Graph Theory is a highly active area of Combinatorics with strong links to fields such as Optimisation and Theoretical Computer Science. A fundamental meta-problem in Graph Theory is the following: given a graph H, what conditions guarantee that another graph G contains a copy of H as a subgraph? This is particularly important when H is spanning, i.e. where G and H have the same number of vertices.

This project will address a range of exciting and challenging extremal and probabilistic problems on spanning subgraphs in graphs, in the following two interrelated areas:

1. Spanning subgraphs in random graphs: A key aim of Probabilistic Combinatorics is to determine the density threshold for the appearance of different subgraphs in random graphs. This is particularly difficult when the subgraph is spanning, where the known results and techniques are typically highly specific.

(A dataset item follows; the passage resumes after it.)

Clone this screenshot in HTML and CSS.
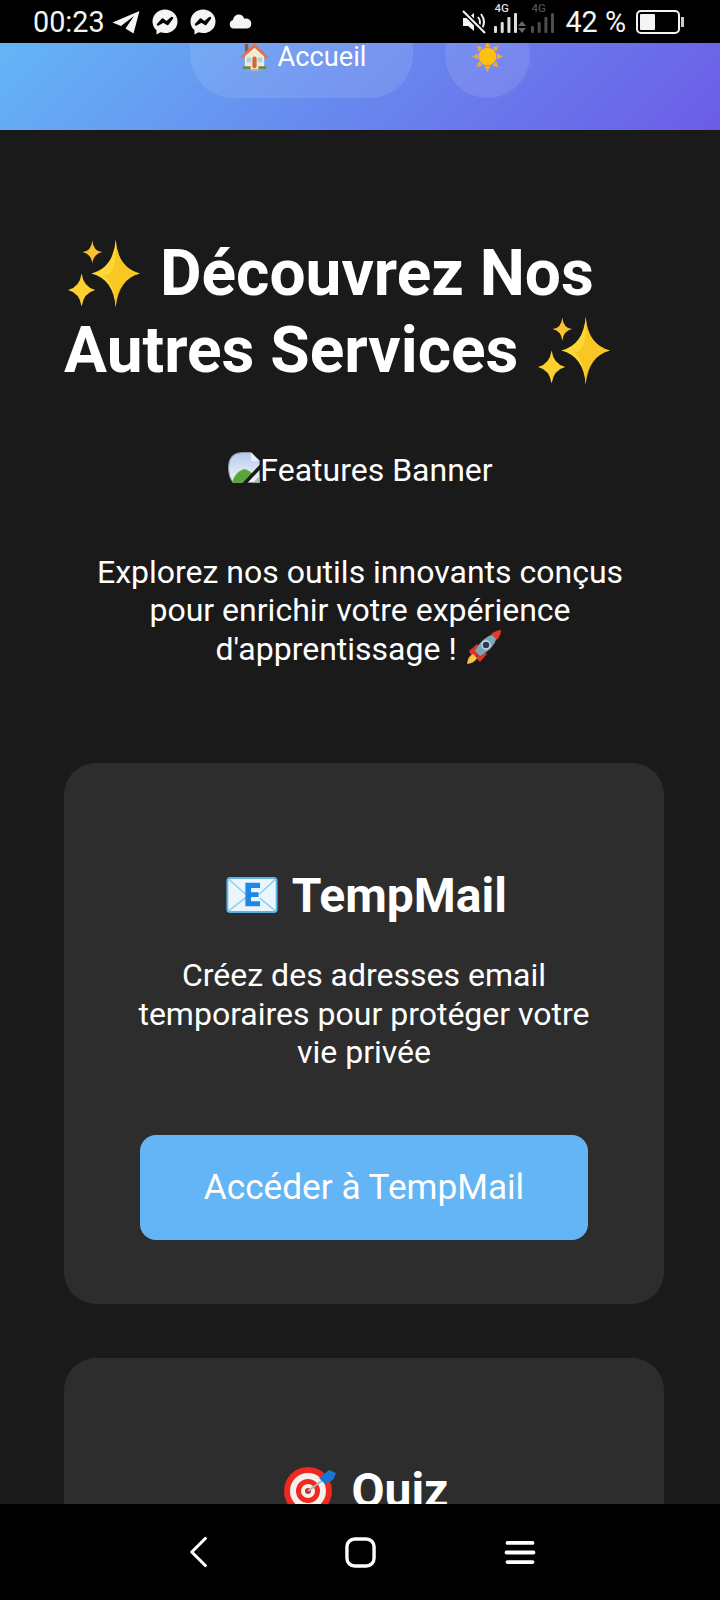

This project will lead to a unified paradigm for studying thresholds of spanning subgraphs by introducing and developing a new coupling technique. This will provide an excellent platform to study the Kahn-Kalai conjecture, a bold general conjecture on appearance thresholds, and problems including hitting-time conjectures and universality problems.

2. Spanning subgraphs in coloured graphs: Many different combinatorial problems are expressible using edge coloured graphs, including Latin square problems dating back to Euler. My objectives here concern long-standing problems on spanning trees, cycles and matchings, and, through this, the resolution of several famous labelling and packing problems.

In preliminary work I have developed techniques to study these problems, techniques which will have a far reaching impact, and certainly lead to further applications, e.g. with hypergraphs and resilience problems. The objectives represent a carefully selected range of related major outstanding problems, whose solution would mark truly significant progress in the field.